Interstellar is a movie that you will either buy what is being sold or you won’t.
Unfortunately for me, I did not buy much of what Christopher Nolan was trying to do with this Interstellar, the nearly three hour film that explores space, time, human emotion, and your ability to stay with a movie. To be quite honest upon leaving the theater I was thoroughly unimpressed with Interstellar. However, I instantly knew it was a film that I should sleep on before writing a review. After all there have been several films such as this one or this one where pondering the film either led to a different feeling or where pondering was necessary. So while I have had the rare opportunity to spend time marinating on a film before cranking out an opinion, I’m not sure that I’ve settled on anything other than maybe slight appreciation.
Interstellar is a movie about ideas wrapped in scifi spectacle and told by Oscar caliber talent at each turn. When a blight begins wiping out earth’s food, a group of astronauts led by Cooper (Matthew McConaughey) ventures out into the far reaches of space to try and find another planet that can sustain life.
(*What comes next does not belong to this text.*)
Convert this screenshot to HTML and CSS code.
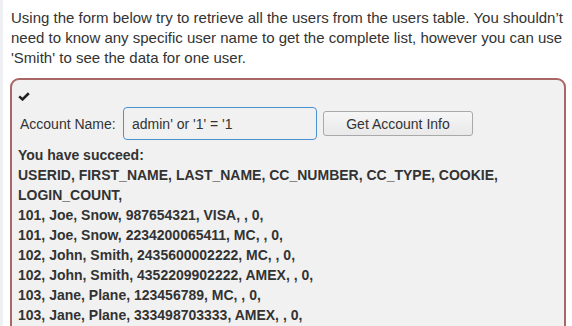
FILE: index.html
```html
<!DOCTYPE html>
<html>
<head>
<meta charset="utf-8">
<link rel="stylesheet" href="styles.css">
</head>
<body>
<div class="rail"></div>
<div class="main">
  <p class="intro">Using the form below try to retrieve all the users from the users table. You shouldn’t need to know any specific user name to get the complete list, however you can use 'Smith' to see the data for one user.</p>
  <div class="attack">
    <div class="status"><svg width="12" height="9" viewBox="0 0 12 9"><path d="M1.2 4.4 L4.5 7.4 L10.8 1.2" fill="none" stroke="#222" stroke-width="2.6"/></svg></div>
    <form class="row">
      <label class="label">Account Name:</label>
      <input class="field" type="text" value="admin' or '1' = '1">
      <button class="btn" type="button">Get Account Info</button>
    </form>
    <div class="output">
      <div>You have succeed:</div>
      <div>USERID, FIRST_NAME, LAST_NAME, CC_NUMBER, CC_TYPE, COOKIE, LOGIN_COUNT, </div>
      <div>101, Joe, Snow, 987654321, VISA, , 0, </div>
      <div>101, Joe, Snow, 2234200065411, MC, , 0, </div>
      <div>102, John, Smith, 2435600002222, MC, , 0, </div>
      <div>102, John, Smith, 4352209902222, AMEX, , 0, </div>
      <div>103, Jane, Plane, 123456789, MC, , 0, </div>
      <div>103, Jane, Plane, 333498703333, AMEX, , 0, </div>
    </div>
  </div>
</div>
</body>
</html>
```
FILE: styles.css
```css
html, body {
  margin: 0;
  height: 100%;
  overflow: hidden;
}
body {
  display: flex;
  font-family: "Liberation Sans", Arial, sans-serif;
  font-size: 14px;
  line-height: 20px;
  color: #333;
  background: #fff;
}
.rail {
  width: 3px;
  flex: none;
  background: #eef0f4;
}
.main {
  flex: 1;
  padding: 8px 6px 0 7px;
}
.intro {
  margin: 0 0 10px;
  padding-left: 1px;
  font-size: 15px;
}
.attack {
  border: 2px solid #a86664;
  border-radius: 9px;
  background: #f1f1f1;
  padding: 6px 6px 40px 6px;
}
.status {
  height: 20px;
  display: flex;
  align-items: center;
}
.row {
  display: flex;
  align-items: center;
  margin: 1px 0 5px;
}
.label {
  margin-left: 2px;
  width: 103px;
}
.field {
  box-sizing: border-box;
  width: 194px;
  height: 33px;
  border: 1px solid #4d90d0;
  border-radius: 4px;
  background: #f1f1f1;
  font: 14px "Liberation Sans", Arial, sans-serif;
  color: #333;
  padding: 0 8px;
  outline: none;
}
.btn {
  box-sizing: border-box;
  margin-left: 6px;
  width: 150px;
  height: 25px;
  border: 1px solid #a9a9a9;
  border-radius: 3px;
  background: linear-gradient(#f6f6f6, #e9e9e9);
  font: 14px "Liberation Sans", Arial, sans-serif;
  color: #333;
  padding: 0;
}
.output {
  font-weight: bold;
}
```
Of the many things Nolan throws at you with this film, the visuals are sure to stay with you for a while, even as they “homage” (some would say imitate) previous films. Watching the tiny space ship sail past large planets or seeing the harrowing effects of a dust storm, Nolan gives you spectacle necessary for this tale. Unlike some of his other films though, he doesn’t lose the characters in the action, allowing their emotions and actions to be clearly conveyed. It’s clearly Nolan’s most ambitious film and he’s definitely in control of the film from start to finish, both good and bad
This is as far as I’m willing to go without discussing things that might be considered spoiler so from here on read at your own peril.
The problems for me with Interstellar stem from the fact that movie can’t really decide exactly what it wants to be. It seeks to be a cool cold experience like 2001: A Space Odyssey but also wants to be as humanist as the last drama, and those tones combine to not work. Mainly with the emotional stuff and humanistic aspects. I have no problem with a film wearing heart on it’s sleeve, but a movie can certainly overexert itself. Take for instance the moment where after a disaster on the first planet, Cooper and Brand (Anne Hathaway) return to the main ship only to find out that it’s been 23 years worth of time since they left. It’s a devastating moment, one that blends high emotion and science together. Unfortunately, this movie often goes for the obvious and overwrought, using Anne’s excellent crying ability at every possible turn and ramping up the character’s emotions to levels they didn’t need to be at in order to accomplish this. There’s having emotional material and there’s trying to mine the audience for every tear and reaction possible, which is what Interstellar kept trying to do. I wish Christopher Nolan would have trusted his subtle instincts more.
Speaking of subtlety, this movie quiet often goes for the convenient to setup the unbelievable aspects as if by tying the plot in a nice bow that it won’t have you confused. The opening video recordings gave me an inkling of how the film would end and much of the setup (finding NASA was laughable) and everything post black hole was…well it broke the suspension of disbelief I had. Furthermore, for a group of scientists, they sure made poor decisions. The first planet they land on is nothing but water, although there was enough of a surface to land on/walk, but how would that place have sustained life? What are the motivations
It’s questions like that which plauge Interstellar at every turn. The ideas a film gives can only be so good as the method used to deliver them. The dialogue is insanely on the nose, and for a filmmaker as cerebral as Nolan, that was a bit of a disappointment. Interstellar also veers into the religious in a way that clashes immensely with what seems like a science driven picture. Also, there’s a particularly crazy reveal when this character pops up and while it leads to one of the film’s most thrilling sequences, it left me cold.
Keeping me cold was the editing between the present in space, the present on earth and eventually the in between time. There were moments that I was legitimately angry that the movie switched from it’s timeline and there was a sense of the cuts not being motivated by anything. Particularly near the end when Cooper gets separated from Brand. I spent 20 minutes wondering what was going on with her character, only to have her thrown in a sentimental ending that kind of undoes its own logic.
Despite all of this, Interstellar is a film I’d encourage everyone to see, even if it didn’t add up for me.